A yob high on a cocktail of street Valium and booze was caught armed with a screwdriver wandering around Paisley’s hospital.
Joseph Brennan, 36, was reported to cops amid claims he had been stealing from the canteen at the Royal Alexandra Hospital in the town’s Corsebar Road.
Paisley Sheriff Court heard Brennan then deliberately placed police officers at risk of harm when he denied having anything sharp on him.
One officer subsequently injured his hand in retrieving the offensive weapon from Brennan’s trouser pocket.
Procurator fiscal depute Abbas Ali told the court that staff raised the alarm after “a male was seen acting suspiciously” on the afternoon of November 20, 2019.
He said: “Police attended at the hospital and observed Brennan.
“After discussions with members of staff, they discovered there had been thefts from the hospital canteen.
“He was approached and detained for the purposes of a search for stolen property.
“He was asked if he had anything sharp, he denied it.
“Police then recovered from him a red-handled screwdriver from his pocket, which was pointed upwards.

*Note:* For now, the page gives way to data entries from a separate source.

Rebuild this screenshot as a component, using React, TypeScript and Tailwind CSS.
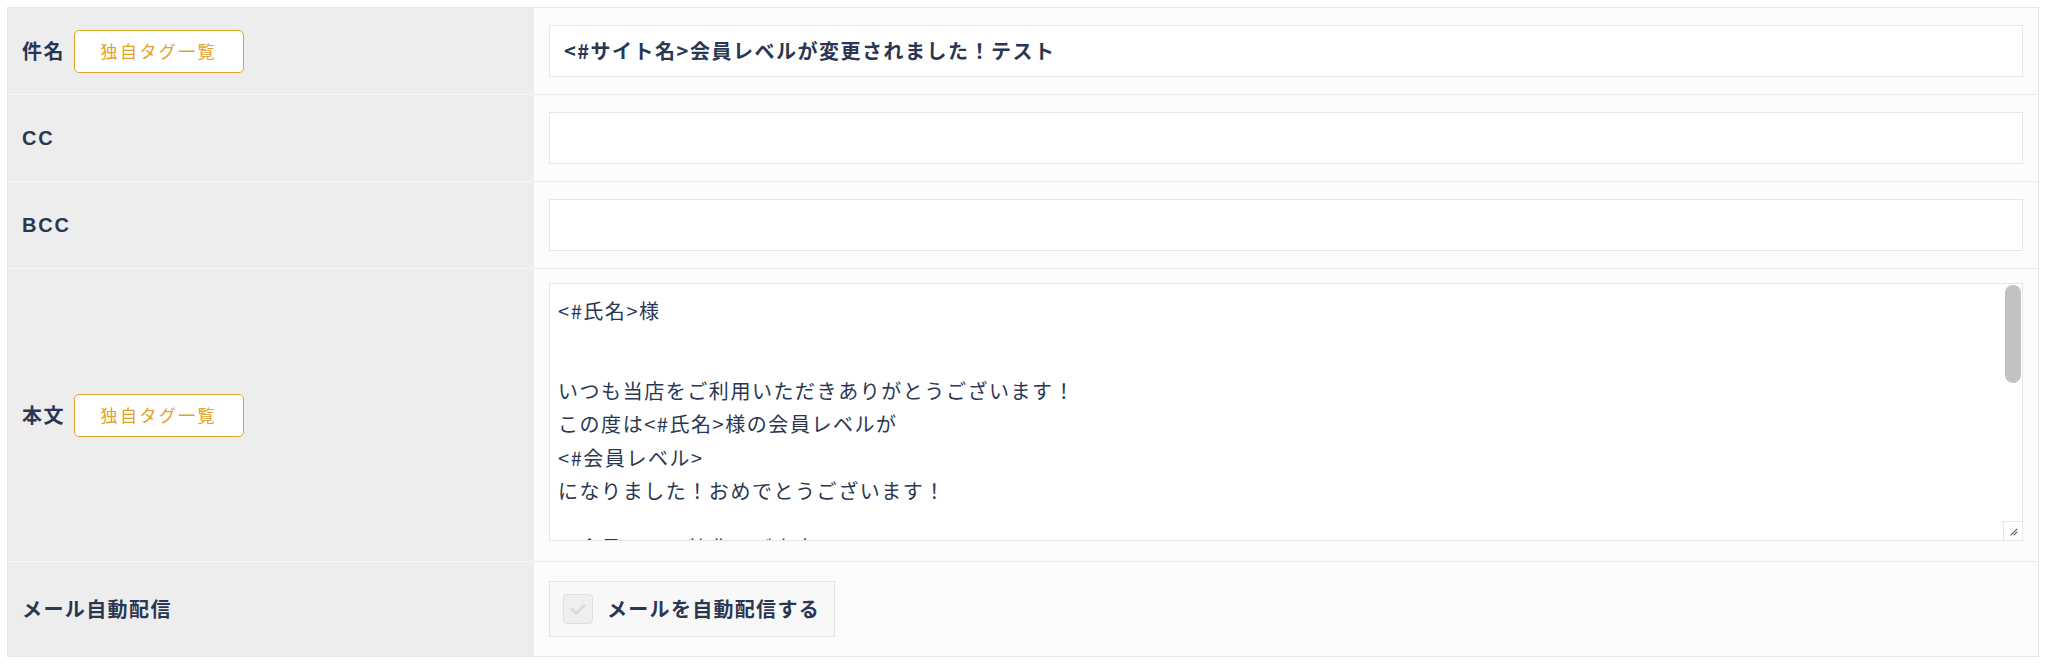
import React from "react";

const NAVY = "text-[#2a3753]";

function TagButton() {
  return (
    <button
      type="button"
      className="ml-[9px] flex h-[43px] w-[170px] items-center justify-center rounded-[5px] border border-[#e2a72a] bg-white text-[17px] tracking-[2.4px] text-[#e0a22a]"
    >
      独自タグ一覧
    </button>
  );
}

function Row({
  label,
  latin,
  button,
  children,
  valueClass,
  last,
}: {
  label: string;
  latin?: boolean;
  button?: boolean;
  children: React.ReactNode;
  valueClass: string;
  last?: boolean;
}) {
  return (
    <div className="flex">
      <div
        className={`flex w-[526px] shrink-0 items-center bg-[#ededed] pl-[14px] ${
          last ? "" : "border-b border-[#f7f7f7]"
        }`}
      >
        {latin ? (
          <span
            className={`text-[20px] font-bold tracking-[1.8px] ${NAVY}`}
            style={{ fontFamily: '"Liberation Sans", Arial, sans-serif' }}
          >
            {label}
          </span>
        ) : (
          <span className={`text-[20px] font-bold tracking-[1.4px] ${NAVY}`}>{label}</span>
        )}
        {button && <TagButton />}
      </div>
      <div
        className={`flex-1 bg-[#fcfcfc] px-[15px] ${valueClass} ${
          last ? "" : "border-b border-[#ebebeb]"
        }`}
      >
        {children}
      </div>
    </div>
  );
}

function TextInput({ value }: { value?: string }) {
  return (
    <div className="flex h-[52px] items-center border border-[#e6e6e6] bg-white pl-[14px]">
      {value && (
        <span className={`text-[20px] font-bold tracking-[1.5px] ${NAVY}`}>{value}</span>
      )}
    </div>
  );
}

function Line({ children }: { children: React.ReactNode }) {
  return <div className="h-[33.5px] whitespace-nowrap leading-[33.5px]">{children}</div>;
}

function Blank() {
  return <div className="h-[23px]" />;
}

function BodyArea() {
  return (
    <div className="relative h-[258px] overflow-hidden border border-[#e6e6e6] bg-white">
      <div className={`pl-[8px] pt-[10px] text-[20px] tracking-[1.55px] ${NAVY}`}>
        <Line>&lt;#氏名&gt;様</Line>
        <Blank />
        <Blank />
        <Line>いつも当店をご利用いただきありがとうございます！</Line>
        <Line>この度は&lt;#氏名&gt;様の会員レベルが</Line>
        <Line>&lt;#会員レベル&gt;</Line>
        <Line>になりました！おめでとうございます！</Line>
        <Blank />
        <Line>　会員レベル特典のご案内　</Line>
      </div>
      <div className="absolute right-[1px] top-[1px] h-[98px] w-[16px] rounded-full bg-[#c2c2c2]" />
      <div className="absolute bottom-0 right-0 flex h-[19px] w-[19px] items-center justify-center border-l border-t border-[#e6e6e6] bg-white">
        <svg width="10" height="10" viewBox="0 0 10 10">
          <path d="M9 3 L3 9 M9 6 L6 9" stroke="#6b6b6b" strokeWidth="1.1" strokeLinecap="round" />
        </svg>
      </div>
    </div>
  );
}

function AutoSend() {
  return (
    <div className="inline-flex h-[56px] items-center border border-[#e4e4e4] bg-[#f8f8f8] pl-[13px] pr-[14px]">
      <div className="flex h-[30px] w-[30px] items-center justify-center rounded-[4px] border border-[#dedede] bg-[#efefef]">
        <svg width="20" height="20" viewBox="0 0 20 20">
          <path
            d="M4 10.5 L8 14.5 L16 6.5"
            fill="none"
            stroke="#dadada"
            strokeWidth="3"
            strokeLinecap="round"
            strokeLinejoin="round"
          />
        </svg>
      </div>
      <span className={`ml-[14px] text-[20px] font-bold tracking-[1.3px] ${NAVY}`}>
        メールを自動配信する
      </span>
    </div>
  );
}

export default function App() {
  return (
    <div
      className="h-[669px] overflow-hidden bg-white pl-[7px] pr-[9px] pt-[7px]"
      style={{ fontFamily: '"Noto Sans CJK JP", "Noto Sans", sans-serif' }}
    >
      <div className="border border-[#e6e6e6]">
        <Row label="件名" button valueClass="py-[17px]">
          <TextInput value="<#サイト名>会員レベルが変更されました！テスト" />
        </Row>
        <Row label="CC" latin valueClass="py-[17px]">
          <TextInput />
        </Row>
        <Row label="BCC" latin valueClass="py-[17px]">
          <TextInput />
        </Row>
        <Row label="本文" button valueClass="pt-[14px] pb-[20px]">
          <BodyArea />
        </Row>
        <Row label="メール自動配信" valueClass="pt-[19px] pb-[19px]" last>
          <AutoSend />
        </Row>
      </div>
    </div>
  );
}
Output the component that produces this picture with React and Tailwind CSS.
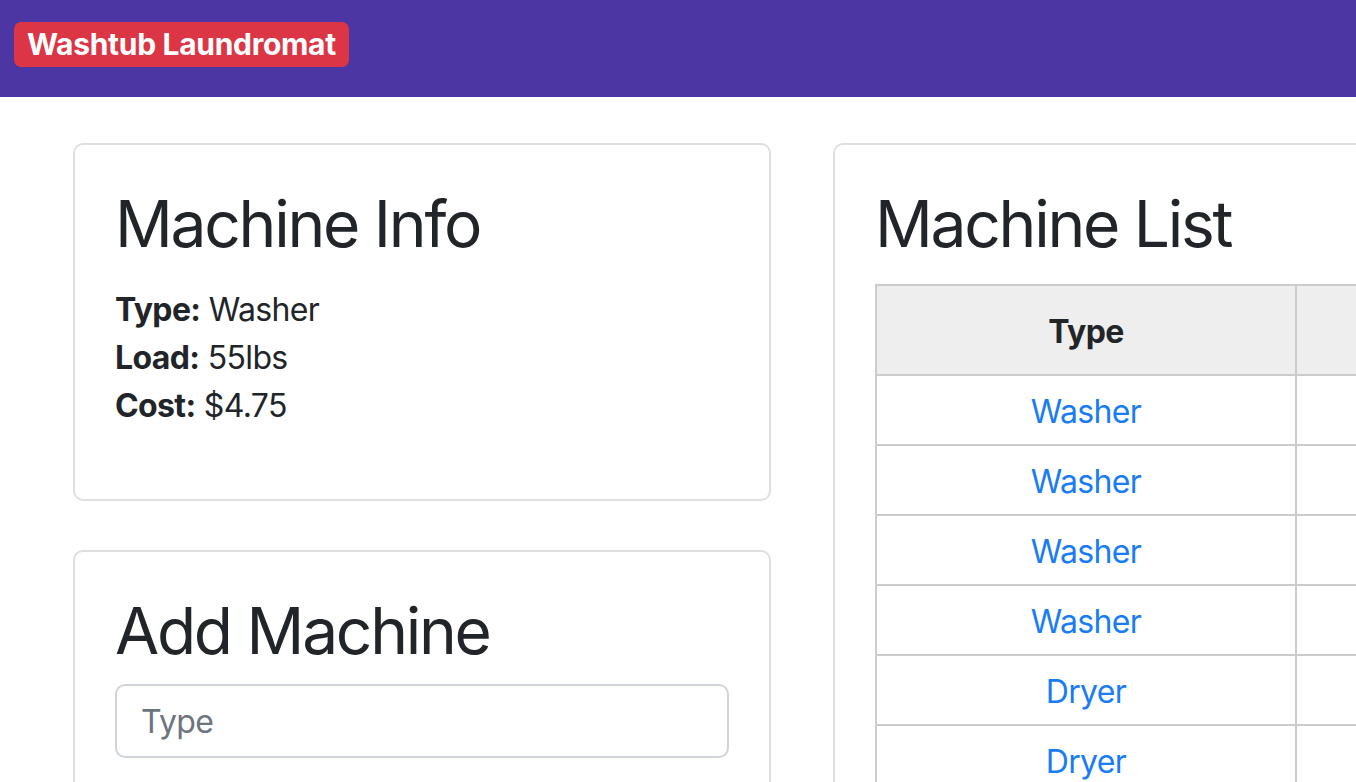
import React from "react";

const machines = [
  { type: "Washer", load: "55lbs", cost: "$4.75" },
  { type: "Washer", load: "40lbs", cost: "$3.50" },
  { type: "Washer", load: "30lbs", cost: "$2.75" },
  { type: "Washer", load: "20lbs", cost: "$2.25" },
  { type: "Dryer", load: "50lbs", cost: "$0.25" },
  { type: "Dryer", load: "30lbs", cost: "$0.25" },
  { type: "Dryer", load: "30lbs", cost: "$0.25" },
];

const Card = ({ children, className = "" }) => (
  <div className={"border-2 border-[#dfdfdf] rounded-[10px] px-[40px] pt-[40px] " + className}>
    {children}
  </div>
);

export default function App() {
  return (
    <div className="w-full h-screen overflow-hidden bg-white text-[#212529] [font-family:Inter,'Noto_Sans',sans-serif]">
      <nav className="h-[97px] bg-[#4b36a3] px-[14px] pt-[22px]">
        <span className="inline-block h-[45px] leading-[45px] px-[13px] rounded-[7px] bg-[#dc3545] text-white font-bold text-[30px] tracking-[-0.01em]">
          Washtub Laundromat
        </span>
      </nav>

      <main className="flex gap-[62px] pl-[73px] pt-[46px]">
        <div className="w-[698px] shrink-0 flex flex-col gap-[49px]">
          <Card className="pb-[40px]">
            <h1 className="text-[64px] leading-[77px] font-normal tracking-[-0.035em] mb-[24px]">Machine Info</h1>
            <div className="text-[32px] leading-[48px] tracking-[-0.02em] mb-[29px]">
              <div><span className="font-bold">Type:</span> Washer</div>
              <div><span className="font-bold">Load:</span> 55lbs</div>
              <div><span className="font-bold">Cost:</span> $4.75</div>
            </div>
          </Card>

          <Card className="pb-[40px]">
            <h1 className="text-[64px] leading-[77px] font-normal tracking-[-0.035em] mb-[15px]">Add Machine</h1>
            <input
              type="text"
              placeholder="Type"
              className="w-full h-[74px] border-2 border-[#ced4da] rounded-[10px] px-[24px] text-[32px] tracking-[-0.02em] placeholder:text-[#6c757d] outline-none"
            />
            <input
              type="text"
              placeholder="Load"
              className="w-full h-[74px] mt-[24px] border-2 border-[#ced4da] rounded-[10px] px-[24px] text-[32px] tracking-[-0.02em] placeholder:text-[#6c757d] outline-none"
            />
          </Card>
        </div>

        <div className="w-[1100px] shrink-0">
          <Card className="pb-[40px]">
            <h1 className="text-[64px] leading-[77px] font-normal tracking-[-0.035em] mb-[22px]">Machine List</h1>
            <table className="table-fixed border-collapse w-[1016px] text-[32px] leading-[48px] tracking-[-0.02em] text-center">
              <colgroup>
                <col className="w-[420px]" />
                <col className="w-[298px]" />
                <col className="w-[298px]" />
              </colgroup>
              <thead>
                <tr className="bg-[#eeeeee]">
                  <th className="border-2 border-[#cccccc] pt-[22px] pb-[18px] font-bold">Type</th>
                  <th className="border-2 border-[#cccccc] pt-[22px] pb-[18px] font-bold">Load</th>
                  <th className="border-2 border-[#cccccc] pt-[22px] pb-[18px] font-bold">Cost</th>
                </tr>
              </thead>
              <tbody>
                {machines.map((m, i) => (
                  <tr key={i}>
                    <td className="border-2 border-[#cccccc] pt-[12px] pb-[8px] text-[#1a7cf5]">{m.type}</td>
                    <td className="border-2 border-[#cccccc] pt-[12px] pb-[8px]">{m.load}</td>
                    <td className="border-2 border-[#cccccc] pt-[12px] pb-[8px]">{m.cost}</td>
                  </tr>
                ))}
              </tbody>
            </table>
          </Card>
        </div>
      </main>
    </div>
  );
}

“This caused the police officer to cut his hand.”
When arrested and taken into custody, Brennan told police: “I found it on the bus.”
Brennan pleaded guilty to a charge of possessing the offensive weapon in a public place, namely the RAH, without reasonable excuse or lawful
authority.
He also admitted a charge of recklessly or culpably placing a police officer at risk of harm by refusing to state he had the weapon on him.
Defence agent Kenneth McGowan said his client, of Braehead, Bonhill, admitted it was a “serious matter given the nature of the charges and locus of where the offence took
place.”
He said: “He is no stranger to the courts and has a schedule of previous convictions, including periods of detention in respect of analogous offending.
“That he had consumed street Valium and alcohol was a factor in the circumstances.
“It was an error of judgement in his state of intoxication where he failed to respond to the police officer.”
Sheriff Tom McCartney told Brennan he was handing him a community-based punishment as an “alternative to
prison”.
He said: “The only reason you are not going to prison today is because your serious offending happened quite a long time ago, however, if this had happened in the last ten years, I would have had no hesitation in imposing a prison sentence.”
He placed him under mandatory supervision of the local authority for one year and ordered him to perform 120 hours of unpaid
work.
He was also ordered to attend alcohol and drug addiction treatment sessions for the same period.